I am running a Python script that scrapes a website. It uses Imperva to detect automated scripts crawling through it's web pages. Imperva has blocked my IP from accessing the site as soon as I run the script. I did read someone suggest including a time.sleep(random.randint(a,b))
(to try and mimic human behaviour) in the script which it didn't work or perhaps it just wouldn't work as a standalone method. If it's the chrome driver itself that they detect then I guess it would be impossible to avoid. Does anyone have any practical suggestions on things that I could include in my script to bypass this?. Thanks in advance.
1 Answers
Introduction
There are many different components that need to be added to a web scraper to make it undetectable. I recommend using the below code to test your current level of detection:
driver.get("https://bot.sannysoft.com/")
More than likely, you will fail most of those tests right off the bat, fortunately, it's easy to configure a scraper that will pass all of those tests and be completely undetectable.
Selenium-Stealth
selenium-stealth is a python package that is used to avoid detection. Simply...
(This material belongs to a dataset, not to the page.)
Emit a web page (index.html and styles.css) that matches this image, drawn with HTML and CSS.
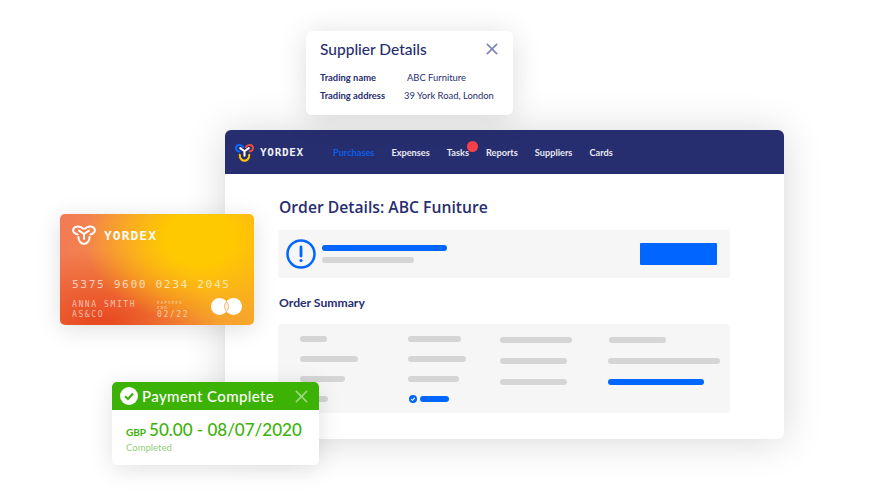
FILE: index.html
```html
<!DOCTYPE html>
<html lang="en">
<head>
  <meta charset="UTF-8">
  <title>Yordex</title>
  <meta name="viewport" content="width=device-width, initial-scale=1.0">
  <link rel="stylesheet" href="styles.css">
</head>
<body>

  <div class="stage">

    <!-- main window -->
    <section class="window">
      <header class="topbar">
        <div class="brand">
          <svg class="brand-logo" viewBox="0 0 20 20" fill="none" stroke-width="2.2" stroke-linecap="round" stroke-linejoin="round">
            <path d="M8.500 4.200 C7 1.400 1.600 1.200 1.100 4.800 C.800 7.300 2.800 8.900 4.500 9" stroke="#0a6cff"/>
            <path d="M11.500 4.200 C13 1.400 18.400 1.200 18.900 4.800 C19.200 7.300 17.200 8.900 15.500 9" stroke="#ef4b3a"/>
            <path d="M5 12.500 C4.800 17 8 18.600 10 18.600 C12 18.600 15.200 17 15 12.500" stroke="#ffc400"/>
            <path d="M5.500 5.500 L10 8.700 L14.500 5.500 M10 8.700 V13.500" stroke="#fff"/>
          </svg>
          <span class="brand-name">YORDEX</span>
        </div>
        <nav class="menu">
          <a class="menu-item active">Purchases</a>
          <a class="menu-item">Expenses</a>
          <a class="menu-item tasks">Tasks<span class="dot"></span></a>
          <a class="menu-item">Reports</a>
          <a class="menu-item">Suppliers</a>
          <a class="menu-item">Cards</a>
        </nav>
      </header>

      <div class="content">
        <h1>Order Details: ABC Funiture</h1>

        <div class="alert panel">
          <svg class="alert-icon" viewBox="0 0 30 30" fill="none">
            <circle cx="15" cy="15" r="13.500" stroke="#0066ff" stroke-width="2.500"/>
            <path d="M15 8 V17" stroke="#0066ff" stroke-width="2.800" stroke-linecap="round"/>
            <circle cx="15" cy="21.500" r="1.600" fill="#0066ff"/>
          </svg>
          <div class="alert-lines">
            <span class="bar blue w125"></span>
            <span class="bar w92"></span>
          </div>
          <span class="alert-btn"></span>
        </div>

        <h2>Order Summary</h2>

        <div class="summary panel">
          <div class="col col1">
            <span class="bar w27"></span>
            <span class="bar w58"></span>
            <span class="bar w45"></span>
            <span class="bar w28"></span>
          </div>
          <div class="col col2">
            <span class="bar w53"></span>
            <span class="bar w58"></span>
            <span class="bar w51"></span>
            <div class="status">
              <svg class="status-icon" viewBox="0 0 8 8">
                <circle cx="4" cy="4" r="4" fill="#0066ff"/>
                <path d="M2.200 4.100 L3.500 5.300 L5.800 2.800" fill="none" stroke="#fff" stroke-width="1.100"/>
              </svg>
              <span class="bar blue w29"></span>
            </div>
          </div>
          <div class="col col3">
            <span class="bar w72"></span>
            <span class="bar w67"></span>
            <span class="bar w67"></span>
          </div>
          <div class="col col4">
            <span class="bar w57 nudge"></span>
            <span class="bar w112"></span>
            <span class="bar blue w96"></span>
          </div>
        </div>
      </div>
    </section>

    <!-- supplier popup -->
    <section class="supplier">
      <div class="supplier-head">
        <h3>Supplier Details</h3>
        <svg class="close" viewBox="0 0 14 14" fill="none" stroke="#8288b5" stroke-width="2">
          <path d="M1 1 L13 13 M13 1 L1 13"/>
        </svg>
      </div>
      <dl class="supplier-row">
        <dt>Trading name</dt>
        <dd class="name">ABC Furniture</dd>
      </dl>
      <dl class="supplier-row">
        <dt>Trading address</dt>
        <dd>39 York Road, London</dd>
      </dl>
    </section>

    <!-- credit card -->
    <section class="card">
      <div class="card-brand">
        <svg class="card-logo" viewBox="0 0 24 20" fill="none" stroke="#fff" stroke-width="2" stroke-linecap="round" stroke-linejoin="round">
          <path d="M11 3.600 C9 .800 2.800 .600 1.400 3.800 C.400 6.400 2.400 8.800 5.600 9.400"/>
          <path d="M13 3.600 C15 .800 21.200 .600 22.600 3.800 C23.600 6.400 21.600 8.800 18.400 9.400"/>
          <path d="M6.400 12 C6.400 16.800 9.800 18.800 12 18.800 C14.200 18.800 17.600 16.800 17.600 12"/>
          <path d="M7 5.600 L12 9 L17 5.600 M12 9 V14"/>
        </svg>
        <span class="card-name">YORDEX</span>
      </div>
      <div class="card-number">5375 9600 0234 2045</div>
      <div class="card-bottom">
        <div class="card-holder">ANNA SMITH<br>AS&amp;CO</div>
        <div class="card-expiry">
          <span class="expiry-label">EXPIRES<br>END</span>
          <span class="expiry-date">02/22</span>
        </div>
        <svg class="card-mark" viewBox="0 0 31 17">
          <circle cx="8.500" cy="8.500" r="8.500" fill="#fff"/>
          <circle cx="22.500" cy="8.500" r="8.500" fill="#fff"/>
          <path d="M15.500 3.600 C12.800 6.400 12.800 10.600 15.500 13.400 C18.200 10.600 18.200 6.400 15.500 3.600 Z" fill="#fdf0d8" stroke="#e8923a" stroke-width=".6"/>
        </svg>
      </div>
    </section>

    <!-- payment toast -->
    <section class="payment">
      <div class="payment-head">
        <svg class="payment-check" viewBox="0 0 18 18">
          <circle cx="9" cy="9" r="9" fill="#fff"/>
          <path d="M5 9.300 L8 12 L13 6.500" fill="none" stroke="#3cb205" stroke-width="2.200"/>
        </svg>
        <span class="payment-title">Payment Complete</span>
        <svg class="payment-close" viewBox="0 0 14 14" fill="none" stroke="#9bd882" stroke-width="1.800">
          <path d="M1 1 L13 13 M13 1 L1 13"/>
        </svg>
      </div>
      <div class="payment-body">
        <div class="amount"><span class="currency">GBP</span><span>50.00 - 08/07/2020</span></div>
        <div class="payment-status">Completed</div>
      </div>
    </section>

  </div>

</body>
</html>
```

FILE: styles.css
```css
body {
  margin: 0;
  background: #fff;
  font-family: 'Lato', sans-serif;
  color: #272e6f;
}

.stage {
  position: relative;
  width: 890px;
  height: 500px;
  overflow: hidden;
}

/* main window */
.window {
  position: absolute;
  left: 225px;
  top: 130px;
  width: 559px;
  height: 309px;
  background: #fff;
  border-radius: 6px;
  box-shadow: 0 2px 40px rgba(0, 0, 0, 0.16);
  overflow: hidden;
}

.topbar {
  display: flex;
  align-items: center;
  height: 44px;
  padding-left: 10px;
  background: #272e6f;
}

.brand {
  display: flex;
  align-items: center;
  gap: 6px;
  width: 98px;
}

.brand-logo {
  width: 19px;
  height: 19px;
}

.brand-name {
  color: #eef0f6;
  font-family: 'DejaVu Sans Mono', monospace;
  font-size: 11px;
  font-weight: 700;
  letter-spacing: 0.700px;
}

.menu {
  display: flex;
  gap: 17px;
}

.menu-item {
  position: relative;
  color: #e8e9f2;
  font-size: 9.200px;
  font-weight: 700;
}

.menu-item.active {
  color: #0a5fe8;
}

.dot {
  position: absolute;
  left: 20px;
  top: -6px;
  width: 11px;
  height: 11px;
  border-radius: 50%;
  background: #f9404a;
}

.content {
  padding: 0 54px 0 53px;
}

h1 {
  margin: 0;
  padding: 23px 0 0 1px;
  font-family: 'Open Sans', sans-serif;
  font-size: 15.700px;
  line-height: 20px;
  font-weight: 600;
}

.panel {
  background: #f6f6f6;
  border-radius: 3px;
}

.alert {
  display: flex;
  align-items: center;
  height: 48px;
  margin-top: 13px;
  padding: 0 13px 0 8px;
}

.alert-icon {
  width: 30px;
  height: 30px;
}

.alert-lines {
  display: flex;
  flex-direction: column;
  gap: 6px;
  margin-left: 6px;
}

.alert-btn {
  width: 77px;
  height: 22px;
  margin-left: auto;
  background: #0066ff;
  border-radius: 1px;
}

h2 {
  margin: 17px 0 13px;
  padding-left: 1px;
  font-size: 12.200px;
  line-height: 16px;
  font-weight: 700;
}

.summary {
  display: flex;
  height: 89px;
}

.col {
  display: flex;
  flex-direction: column;
  align-items: flex-start;
}

.col1, .col2 {
  gap: 14px;
  padding-top: 12px;
}

.col1 {
  width: 130px;
  padding-left: 22px;
  box-sizing: border-box;
}

.col2 {
  width: 92px;
}

.col3, .col4 {
  gap: 15px;
  padding-top: 13px;
}

.col3 {
  width: 108px;
}

.bar {
  display: block;
  height: 6px;
  border-radius: 3px;
  background: #d5d5d5;
}

.bar.blue { background: #0066ff; }

.nudge { margin-left: 1px; }

.w27 { width: 27px; }
.w28 { width: 28px; }
.w29 { width: 29px; }
.w45 { width: 45px; }
.w51 { width: 51px; }
.w53 { width: 53px; }
.w57 { width: 57px; }
.w58 { width: 58px; }
.w67 { width: 67px; }
.w72 { width: 72px; }
.w92 { width: 92px; }
.w96 { width: 96px; }
.w112 { width: 112px; }
.w125 { width: 125px; }

.status {
  display: flex;
  align-items: center;
  gap: 3px;
  margin-left: 1px;
  margin-top: -1px;
}

.status-icon {
  width: 8px;
  height: 8px;
}

/* supplier popup */
.supplier {
  position: absolute;
  left: 306px;
  top: 31px;
  width: 207px;
  height: 84px;
  padding: 0 14px;
  box-sizing: border-box;
  background: #fff;
  border-radius: 6px;
  box-shadow: 0 4px 30px rgba(0, 0, 0, 0.14);
}

.supplier-head {
  display: flex;
  align-items: center;
  justify-content: space-between;
  height: 36px;
  margin-bottom: 4px;
}

.supplier-head h3 {
  margin: 0;
  font-size: 15.500px;
  font-weight: 500;
}

.close {
  width: 12px;
  height: 12px;
  margin-right: 1px;
}

.supplier-row {
  display: flex;
  margin: 0 0 6px;
  height: 12px;
  align-items: center;
  font-size: 9.400px;
}

.supplier-row dt {
  width: 84px;
  font-weight: 700;
}

.supplier-row dd {
  margin: 0;
}

.supplier-row dd.name {
  margin-left: 3px;
}

/* credit card */
.card {
  position: absolute;
  left: 60px;
  top: 214px;
  width: 194px;
  height: 111px;
  padding: 11px 12px 0 12px;
  box-sizing: border-box;
  border-radius: 5px;
  background:
    radial-gradient(ellipse 115px 85px at 72% 22%, #ffc900 30%, rgba(255, 201, 0, 0) 100%),
    radial-gradient(ellipse 120px 75px at 20% 100%, #e84b22 10%, rgba(232, 75, 34, 0) 100%),
    linear-gradient(100deg, #f27a55, #f7a828);
  box-shadow: 0 4px 24px rgba(0, 0, 0, 0.13);
  color: #fff;
}

.card-brand {
  display: flex;
  align-items: center;
  gap: 8px;
}

.card-logo {
  width: 24px;
  height: 20px;
}

.card-name {
  font-family: 'DejaVu Sans Mono', monospace;
  font-size: 13px;
  font-weight: 700;
  letter-spacing: 1px;
  opacity: 0.95;
}

.card-number {
  margin-top: 33px;
  font-family: 'DejaVu Sans Mono', monospace;
  font-size: 11.300px;
  letter-spacing: 1.550px;
  line-height: 14px;
  color: rgba(255, 255, 255, 0.68);
  white-space: nowrap;
}

.card-bottom {
  display: flex;
  align-items: center;
  margin-top: 6px;
  font-family: 'DejaVu Sans Mono', monospace;
  color: rgba(255, 255, 255, 0.62);
}

.card-holder {
  width: 85px;
  font-size: 8px;
  letter-spacing: 1.600px;
  line-height: 10px;
}

.card-expiry {
  display: flex;
  flex-direction: column;
  width: 54px;
}

.expiry-label {
  font-size: 4px;
  line-height: 5px;
  letter-spacing: 1.300px;
}

.expiry-date {
  font-size: 8px;
  line-height: 10px;
  letter-spacing: 1.600px;
}

.card-mark {
  width: 31px;
  height: 17px;
  margin-bottom: 6px;
}

/* payment toast */
.payment {
  position: absolute;
  left: 112px;
  top: 382px;
  width: 207px;
  height: 83px;
  background: #fff;
  border-radius: 5px;
  box-shadow: 0 4px 24px rgba(0, 0, 0, 0.12);
  overflow: hidden;
}

.payment-head {
  display: flex;
  align-items: center;
  height: 28px;
  padding: 0 11px 0 8px;
  background: #3cb205;
}

.payment-check {
  width: 18px;
  height: 18px;
}

.payment-title {
  margin-left: 4px;
  color: #fff;
  font-size: 15px;
  font-weight: 500;
  letter-spacing: 0.400px;
}

.payment-close {
  width: 13px;
  height: 13px;
  margin-left: auto;
}

.payment-body {
  padding: 10px 14px;
  color: #3cb205;
}

.amount {
  display: flex;
  align-items: baseline;
  gap: 3px;
  font-size: 17px;
  line-height: 20px;
  font-weight: 500;
  white-space: nowrap;
}

.currency {
  font-size: 10px;
  font-weight: 700;
}

.payment-status {
  margin-top: 0;
  font-size: 9.500px;
  line-height: 12px;
  color: #93d07a;
}
```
pip install selenium-stealth
and follow the below configuration:
stealth(driver,
user_agent: 'Mozilla/5.0 (Windows NT 10.0; Win64; x64) AppleWebKit/537.36(KHTML, like Gecko) Chrome/83.0.4103.53 Safari/537.36',
languages=["en-US", "en"],
vendor="Google Inc.",
platform="Win32",
webgl_vendor="Intel Inc.",
renderer="Intel Iris OpenGL Engine",
fix_hairline=True,
)
Your web scraper should pass all of the tests, now try to implement this solution on the Imperva site.
More information
If you are still getting blocked, I recommend looking into the random-user-agent library to cycle your user agent within the "user_agent" variable of the selenium-stealth configuration. Otherwise, you could pay for a proxy provider to completely disguise your IP. Although keep in mind, proxy networks currently do not have a selenium configuration.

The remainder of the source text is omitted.